Al risveglio la nebbia è ancora fitta, ma i parametri per qualificarla non sono assoluti. Qui dove sto, la nebbia è un fenomeno abbastanza raro e quindi evocativo, forse provoca gli stessi sentimenti che hanno ispirato Claude Débussy per la composizione della Cathédrale engloutie. Nella Bassa Padana, una nebbia come quella odierna, che permette di vederci a cento metri, è norma accettabile.
Abbiamo parcheggiato le moto sotto una pergola coperta da una rete ombreggiante. La nebbia, condensandosi è filtrata attraverso la rete e per le moto è come se avesse piovuto.
I quattro pannelli fotovoltaici che forniscono buona parte dell'energia necessaria all'agriturismo sono fermi e sembrano alberi marziani persi nella bruma.

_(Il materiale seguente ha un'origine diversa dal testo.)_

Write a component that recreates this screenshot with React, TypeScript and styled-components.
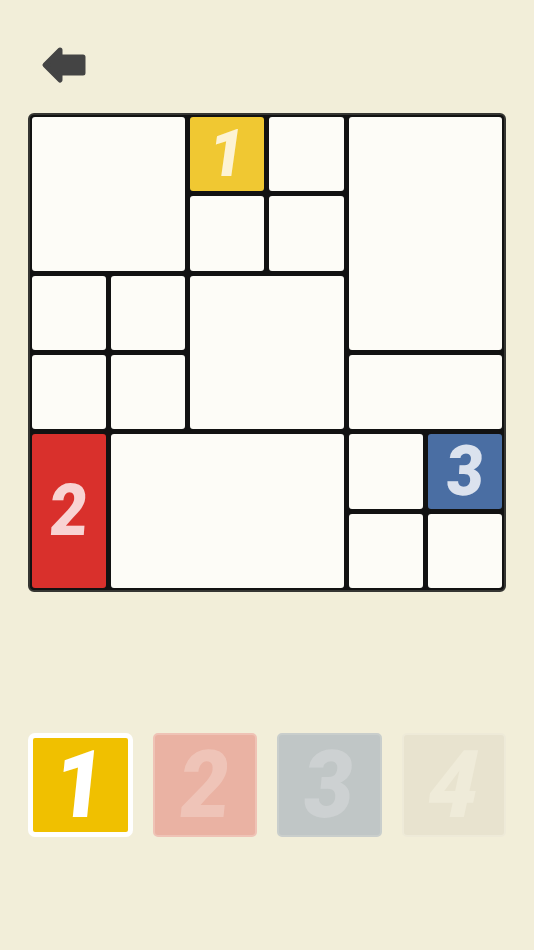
import React from "react";
import styled, { createGlobalStyle } from "styled-components";

const Global = createGlobalStyle`
  html, body { margin: 0; padding: 0; background: #f2eed9; }
  body { font-family: "Roboto", "DejaVu Sans", sans-serif; }
`;

const Page = styled.div`
  width: 534px;
  height: 950px;
  box-sizing: border-box;
  padding: 45px 28px 0 28px;
  display: flex;
  flex-direction: column;
`;

const BackButton = styled.button`
  width: 48px;
  height: 40px;
  margin-left: 13px;
  padding: 0;
  border: none;
  background: transparent;
  display: flex;
  align-items: center;
  cursor: pointer;
`;

const Board = styled.div`
  margin-top: 28px;
  width: 478px;
  height: 479px;
  box-sizing: border-box;
  border: 2px solid #353532;
  border-radius: 6px;
  background: #121212;
  display: grid;
  gap: 1px;
  grid-template-columns: repeat(6, 1fr);
  grid-template-rows: repeat(6, 1fr);
`;

type Tone = "empty" | "yellow" | "red" | "blue";

const fills: Record<Tone, string> = {
  empty: "#fdfcf7",
  yellow: "#f0c832",
  red: "#d9302c",
  blue: "#4a6ea3",
};
const inks: Record<Tone, string> = {
  empty: "transparent",
  yellow: "#fdf3d4",
  red: "#f8d3d3",
  blue: "#dbe2ee",
};

const Cell = styled.div<{ $c: string; $r: string; $tone: Tone }>`
  grid-column: ${(p) => p.$c};
  grid-row: ${(p) => p.$r};
  box-sizing: border-box;
  border: 2px solid #121212;
  border-radius: 5px;
  background: ${(p) => fills[p.$tone]};
  color: ${(p) => inks[p.$tone]};
  display: flex;
  align-items: center;
  justify-content: center;
  min-height: 0;
`;

const Digit = styled.span<{ $size: number; $slant?: number }>`
  font-family: "Roboto", "DejaVu Sans", sans-serif;
  font-weight: 900;
  font-size: ${(p) => p.$size}px;
  line-height: 0.9;
  display: inline-block;
  transform: skewX(${(p) => p.$slant ?? -6}deg) scaleX(0.92);
`;

const Palette = styled.div`
  margin-top: 141px;
  width: 478px;
  display: flex;
  gap: 20px;
`;

const swatch: Record<number, { bg: string; border: string; ink: string }> = {
  1: { bg: "#f0c000", border: "#ffffff", ink: "#ffffff" },
  2: { bg: "#eab2a3", border: "#efc3b6", ink: "#efc4b8" },
  3: { bg: "#c0c6c6", border: "#c9cecc", ink: "#cdd1d2" },
  4: { bg: "#e8e3cf", border: "#eeead8", ink: "#efebd9" },
};

const Swatch = styled.button<{ $n: number; $selected: boolean }>`
  width: 104.5px;
  height: 104px;
  box-sizing: border-box;
  padding: 0;
  border: ${(p) => (p.$selected ? "5px" : "2px")} solid ${(p) => swatch[p.$n].border};
  border-radius: ${(p) => (p.$selected ? "7px" : "5px")};
  background: ${(p) => swatch[p.$n].bg};
  color: ${(p) => swatch[p.$n].ink};
  display: flex;
  align-items: center;
  justify-content: center;
  cursor: pointer;
`;

const cells: { c: string; r: string; tone: Tone; n?: string; size?: number; slant?: number }[] = [
  { c: "1 / 3", r: "1 / 3", tone: "empty" },
  { c: "3 / 4", r: "1 / 2", tone: "yellow", n: "1", size: 66, slant: -8 },
  { c: "4 / 5", r: "1 / 2", tone: "empty" },
  { c: "5 / 7", r: "1 / 4", tone: "empty" },
  { c: "3 / 4", r: "2 / 3", tone: "empty" },
  { c: "4 / 5", r: "2 / 3", tone: "empty" },
  { c: "1 / 2", r: "3 / 4", tone: "empty" },
  { c: "2 / 3", r: "3 / 4", tone: "empty" },
  { c: "3 / 5", r: "3 / 5", tone: "empty" },
  { c: "1 / 2", r: "4 / 5", tone: "empty" },
  { c: "2 / 3", r: "4 / 5", tone: "empty" },
  { c: "5 / 7", r: "4 / 5", tone: "empty" },
  { c: "1 / 2", r: "5 / 7", tone: "red", n: "2", size: 72, slant: -4 },
  { c: "2 / 5", r: "5 / 7", tone: "empty" },
  { c: "5 / 6", r: "5 / 6", tone: "empty" },
  { c: "6 / 7", r: "5 / 6", tone: "blue", n: "3", size: 70, slant: -4 },
  { c: "5 / 6", r: "6 / 7", tone: "empty" },
  { c: "6 / 7", r: "6 / 7", tone: "empty" },
];

const BackArrow = () => (
  <svg width="46" height="38" viewBox="0 0 46 38">
    <path
      d="M19 4 L4 19 L19 34 L19 27 L42 27 L42 11 L19 11 Z"
      fill="#444444"
      stroke="#444444"
      strokeWidth="5"
      strokeLinejoin="round"
    />
  </svg>
);

export default function App() {
  return (
    <>
      <Global />
      <Page>
        <BackButton aria-label="Back">
          <BackArrow />
        </BackButton>
        <Board>
          {cells.map((cell, i) => (
            <Cell key={i} $c={cell.c} $r={cell.r} $tone={cell.tone}>
              {cell.n && (
                <Digit $size={cell.size ?? 70} $slant={cell.slant}>
                  {cell.n}
                </Digit>
              )}
            </Cell>
          ))}
        </Board>
        <Palette>
          {[1, 2, 3, 4].map((n) => (
            <Swatch key={n} $n={n} $selected={n === 1}>
              <Digit $size={94} $slant={n === 4 ? -12 : -6}>
                {n}
              </Digit>
            </Swatch>
          ))}
        </Palette>
      </Page>
    </>
  );
}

Dopo la colazione ripartiamo e ripercorriamo per un breve tratto la strada percorsa ieri. Luca devia lungo una sterrata che, almeno nelle intenzioni, dovrebbe portarci in riva al Po. Arriviamo invece davanti a un casale che sembra abbandonato. Giriamo le moto e torniamo indietro, fermandoci per un paio di fotografie. La strada è fangosa e viscida. Un maldestro colpo d'acceleratore fa imbardare la moto in un'ampia scodata. Non ho nemmeno il tempo di spaventarmi: rilascio l'acceleratore e dopo un paio di altre scodate, meno violente della prima, mi trovo ad andare dritto per un prato.

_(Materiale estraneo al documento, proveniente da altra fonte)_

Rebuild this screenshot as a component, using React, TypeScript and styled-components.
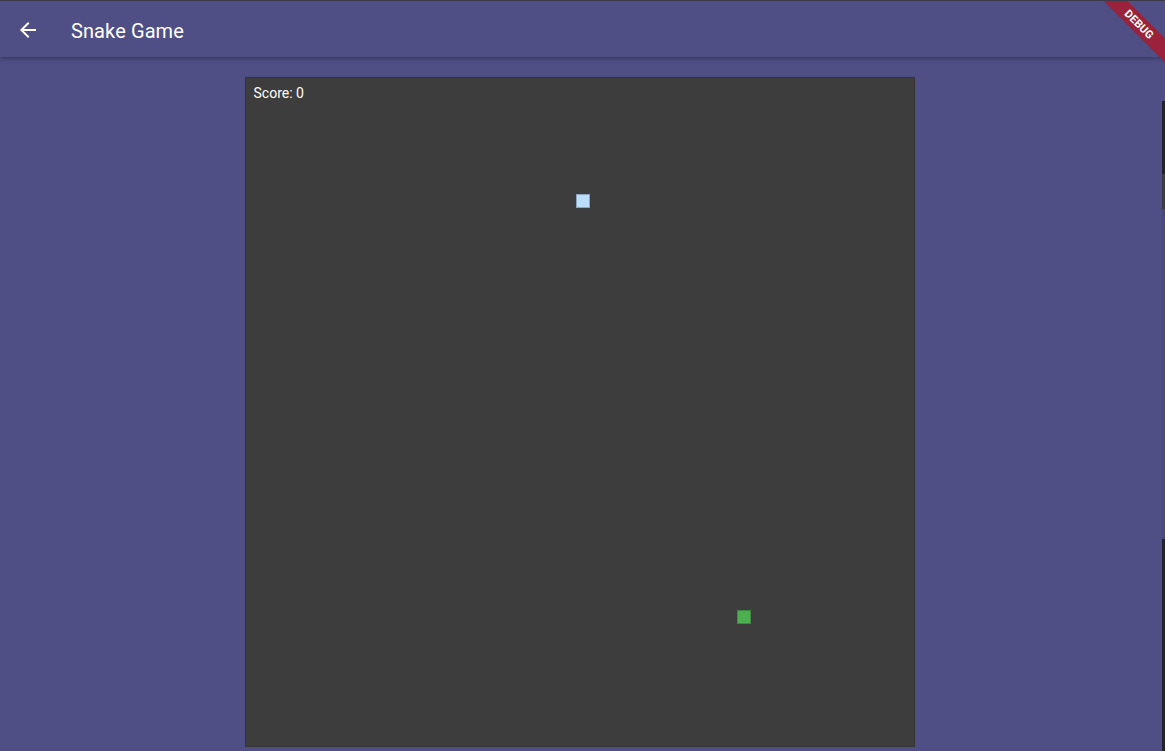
import styled, { createGlobalStyle } from "styled-components";

const GlobalStyle = createGlobalStyle`
  html, body {
    margin: 0;
    padding: 0;
    background: #4f4f86;
    overflow: hidden;
  }
  * {
    box-sizing: border-box;
  }
`;

const Page = styled.div`
  position: relative;
  width: 1165px;
  height: 751px;
  background: #4f4f86;
  border-top: 1px solid #3a3a4a;
  font-family: Roboto, "Liberation Sans", sans-serif;
  display: flex;
  flex-direction: column;
  overflow: hidden;
`;

const AppBar = styled.header`
  height: 56px;
  display: flex;
  align-items: center;
  padding-left: 16px;
  background: #4f4f86;
  box-shadow: 0 2px 4px rgba(0, 0, 0, 0.25);
  position: relative;
  z-index: 1;
`;

const BackButton = styled.button`
  width: 24px;
  height: 24px;
  padding: 0;
  margin: 2px 31px 0 0;
  border: none;
  background: none;
  display: flex;
  align-items: center;
  justify-content: center;
`;

const Title = styled.h1`
  margin: 3px 0 0;
  font-size: 20px;
  font-weight: 400;
  color: #ffffff;
  letter-spacing: 0.1px;
`;

const Body = styled.main`
  flex: 1;
  display: flex;
  justify-content: center;
  padding-top: 20px;
  padding-right: 6px;
`;

const Board = styled.div`
  position: relative;
  width: 670px;
  height: 670px;
  background: #3d3d3d;
  border: 1px solid #353535;
`;

const Score = styled.div`
  padding: 7px 0 0 8px;
  font-size: 14px;
  color: #ffffff;
`;

const Cell = styled.div<{ kind: "food" | "snake" }>`
  position: absolute;
  width: 14px;
  height: 14px;
  background: ${(p) => (p.kind === "food" ? "#bbdefb" : "#4caf50")};
  border: 1px solid ${(p) => (p.kind === "food" ? "#8da6bd" : "#3f8a42")};
`;

const Banner = styled.div`
  position: absolute;
  top: 15px;
  right: -34px;
  width: 120px;
  height: 17px;
  background: rgba(165, 28, 48, 0.88);
  transform: rotate(45deg);
  color: #ffffff;
  font-size: 11px;
  font-weight: 700;
  line-height: 17px;
  text-align: center;
  letter-spacing: 0.2px;
  z-index: 2;
`;

const ScrollEdge = styled.div`
  position: absolute;
  top: 100px;
  right: 0;
  width: 3px;
  height: 651px;
  background: linear-gradient(
    #23232b 0,
    #23232b 73px,
    #3c3c44 73px,
    #3c3c44 108px,
    #4a4a7a 108px,
    #4a4a7a 438px,
    #23232b 438px
  );
  z-index: 2;
`;

const cells: { kind: "food" | "snake"; x: number; y: number }[] = [
  { kind: "food", x: 330, y: 116 },
  { kind: "snake", x: 491, y: 532 },
];

export default function App() {
  return (
    <>
      <GlobalStyle />
      <Page>
        <AppBar>
          <BackButton aria-label="Back">
            <svg width="24" height="24" viewBox="0 0 24 24">
              <path
                d="M20 11H7.83l5.59-5.59L12 4l-8 8 8 8 1.41-1.41L7.83 13H20v-2z"
                fill="#ffffff"
              />
            </svg>
          </BackButton>
          <Title>Snake Game</Title>
        </AppBar>
        <Banner>DEBUG</Banner>
        <ScrollEdge />
        <Body>
          <Board>
            <Score>Score: 0</Score>
            {cells.map((c) => (
              <Cell
                key={c.kind}
                kind={c.kind}
                style={{ left: c.x, top: c.y }}
              />
            ))}
          </Board>
        </Body>
      </Page>
    </>
  );
}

Poco lontano esplodono due colpi di fucile e dalla nebbia compare un terzetto di cacciatori con una grossa lepre. Uno di loro la sbatte per terra per finirla e un altro ci dice di stare attenti ad andare in giro per i boschi con quella nebbia che si rischia di farsi impallinare. Torniamo comunque sulla provinciale e raggiungiamo Guastalla. È giorno di fiera e la strada principale si sta popolando. Facciamo un giro fra le bancarelle che occupano la bella piazza del borgo. Una offre libri usati. Vedo un'edizione del Moby Dick di Melville uguale a quella della mia infanzia e provo la tentazione di ricomprarla. Ora mi pento di non averlo fatto.

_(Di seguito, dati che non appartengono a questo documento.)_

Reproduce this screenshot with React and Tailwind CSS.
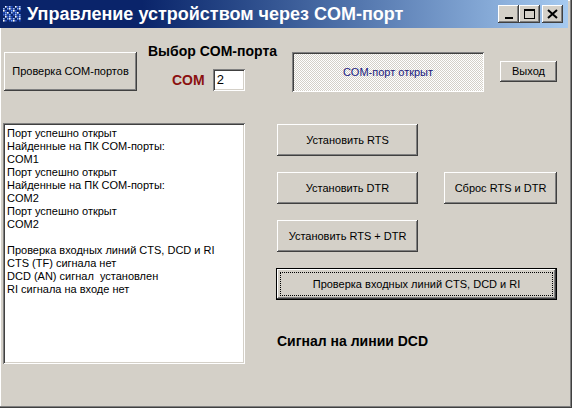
const btn =
  "flex items-center justify-center bg-[#d4d0c8] text-[11px] text-black shadow-[inset_-1px_-1px_#404040,inset_1px_1px_#ffffff,inset_-2px_-2px_#808080,inset_2px_2px_#d4d0c8]";

const lines = [
  "Порт успешно открыт",
  "Найденные на ПК COM-порты:",
  "COM1",
  "Порт успешно открыт",
  "Найденные на ПК COM-порты:",
  "COM2",
  "Порт успешно открыт",
  "COM2",
  "",
  "Проверка входных линий CTS, DCD и RI",
  "CTS (TF) сигнала нет",
  "DCD (AN) сигнал  установлен",
  "RI сигнала на входе нет",
];

function AppIcon() {
  const cells = [];
  const colors = ["#6fa0ff", "#ffffff", "#3a5fd0", "#9fc0ff", "#204cc0"];
  for (let r = 0; r < 8; r++) {
    for (let c = 0; c < 9; c++) {
      if ((r * 7 + c * 3) % 5 === 0) continue;
      cells.push(
        <rect key={r + "-" + c} x={c * 2} y={r * 2} width="1.6" height="1.6" fill={colors[(r * 3 + c) % 5]} />
      );
    }
  }
  return (
    <svg width="18" height="16" viewBox="0 0 18 16">
      {cells}
    </svg>
  );
}

function TitleBtn({ children, className = "" }) {
  return (
    <div
      className={
        "w-[21px] h-[18px] flex items-center justify-center bg-[#d4d0c8] shadow-[inset_-1px_-1px_#404040,inset_1px_1px_#ffffff,inset_-2px_-2px_#808080] " +
        className
      }
    >
      {children}
    </div>
  );
}

export default function App() {
  return (
    <div className="w-[572px] h-[408px] bg-[#d4d0c8] overflow-hidden font-['Liberation_Sans',Arial,sans-serif] shadow-[inset_-1px_-1px_#404040,inset_-2px_-2px_#808080,inset_1px_1px_#ffffff]">
      {/* Title bar */}
      <div className="h-[28px] w-[568px] bg-linear-to-r from-[#0a246a] via-[#0a246a] via-25% to-[#a6caf0] flex items-center">
        <div className="ml-[3px]">
          <AppIcon />
        </div>
        <div className="ml-[6px] text-white font-bold text-[18px] leading-[22px] whitespace-nowrap">
          Управление устройством через COM-порт
        </div>
        <div className="ml-auto mr-[5px] flex items-center">
          <TitleBtn>
            <div className="w-[8px] h-[2px] bg-black mt-[8px]" />
          </TitleBtn>
          <TitleBtn>
            <div className="w-[11px] h-[10px] border border-black border-t-2" />
          </TitleBtn>
          <TitleBtn className="ml-[2px]">
            <svg width="11" height="10" viewBox="0 0 11 10">
              <path d="M1 1 L10 9 M10 1 L1 9" stroke="#000" strokeWidth="2" />
            </svg>
          </TitleBtn>
        </div>
      </div>

      {/* Row 1 */}
      <div className="flex items-start pl-[4px] h-[68px]">
        <div className={btn + " mt-[24px] w-[133px] h-[39px]"}>Проверка COM-портов</div>
        <div className="ml-[11px] w-[137px] flex flex-col">
          <div className="mt-[15px] text-[14px] leading-[16px] font-bold text-black whitespace-nowrap">
            Выбор COM-порта
          </div>
          <div className="mt-[10px] flex items-center">
            <div className="ml-[24px] text-[14px] font-bold leading-[16px] text-[#8b1010]">COM</div>
            <div className="ml-[8px] w-[32px] h-[22px] bg-white flex items-center pl-[4px] text-[13px] text-black shadow-[inset_1px_1px_#808080,inset_-1px_-1px_#ffffff,inset_2px_2px_#404040,inset_-2px_-2px_#d4d0c8]">
              2
            </div>
          </div>
        </div>
        <div className="ml-[7px] mt-[24px] w-[192px] h-[40px] flex items-center justify-center text-[11px] text-[#1a1a80] bg-[repeating-conic-gradient(#ffffff_0_25%,#d4d0c8_0_50%)] bg-[length:2px_2px] shadow-[inset_1px_1px_#808080,inset_-1px_-1px_#ffffff,inset_2px_2px_#404040]">
          COM-порт открыт
        </div>
        <div className={btn + " ml-[16px] mt-[33px] w-[57px] h-[21px]"}>Выход</div>
      </div>

      {/* Row 2 */}
      <div className="flex items-start pl-[3px]">
        <div className="mt-[27px] w-[242px] h-[241px] bg-white pl-[4px] pt-[4px] text-[11px] leading-[13px] text-black shadow-[inset_1px_1px_#808080,inset_-1px_-1px_#ffffff,inset_2px_2px_#404040,inset_-2px_-2px_#d4d0c8]">
          {lines.map((l, i) => (
            <div key={i} className="h-[13px] whitespace-pre">
              {l}
            </div>
          ))}
        </div>
        <div className="ml-[31px] mt-[28px] flex flex-col">
          <div className={btn + " ml-[1px] w-[141px] h-[32px]"}>Установить RTS</div>
          <div className="mt-[16px] flex">
            <div className={btn + " ml-[1px] w-[141px] h-[32px]"}>Установить DTR</div>
            <div className={btn + " ml-[26px] w-[113px] h-[32px]"}>Сброс RTS и DTR</div>
          </div>
          <div className={btn + " mt-[16px] ml-[1px] w-[141px] h-[32px]"}>Установить RTS + DTR</div>
          <div className="mt-[16px] w-[281px] h-[32px] flex p-[4px] bg-[#d4d0c8] shadow-[inset_0_0_0_1px_#000000,inset_-2px_-2px_#404040,inset_2px_2px_#ffffff,inset_-3px_-3px_#808080]">
            <div className="flex-1 flex items-center justify-center border border-dotted border-black text-[11px] text-black">
              Проверка входных линий CTS, DCD и RI
            </div>
          </div>
          <div className="mt-[33px] ml-[1px] text-[14px] leading-[16px] font-bold text-black">
            Сигнал на линии DCD
          </div>
        </div>
      </div>
    </div>
  );
}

Riprendiamo la strada e puntiamo verso la foce dell'Oglio e il suo ponte di barche. La strada è deserta e le rare macchine che passano sul ponte fanno rimbombare la campagna attorno. Non c'è l'allegro trepestio descritto dalla bella penna di Paolo Rumiz (
http://eddyburg.it/article/articleview/5861/1/117), né il ricordo della Beresina tedesca, ormai assorbito dalle consueti nebbie, sepolto tra le garzaie o da qualche piena dell'Oglio che s'è inghiottita casali e ricordi. Proseguiamo lungo una stradina sulla sponda destra del fiume. Le moto spaventano garzette, cormorani e aironi che s'involano nella nebbia e ne vengono inghiottiti. Non sembrano neanche esseri reali, piuttosto spiriti, essenze fatte di nebbia loro stesse.
Riprendiamo la provinciale che ci porta verso Crema. C'è poco traffico e viaggiamo veloci. Per un attimo ho la sensazione di essere diventato incorporeo, di essere fatto solo di pensieri che mi riempiono la testa come una giga, sul basso continuo del motore. Travolte dalle auto e rese bidimensionali vediamo numerosissimi resti di nutrie, come pellicce ironiche.
Saliamo in diagonale attraversando il Cremasco. Dopo una breve pausa per pranzare e scacciare il freddo dalle mani e dai piedi ripartiamo. La nebbia si sta diradando. A Monza sarà sostituita dalla fuliggine. Il cielo sopra Milano è giallo e a due riprese mi trovo a cancellare dalla visiera quella che sembra nebbia secca, una cenere biancastra che di certo assumo in discreta quantità attraverso i polmoni. Penso a chi abita i casermoni che si stagliano poco lontano. Dalla tangenziale puntiamo su Como, entriamo in Svizzera, ci salutiamo e gli ultimi chilometri non hanno storia.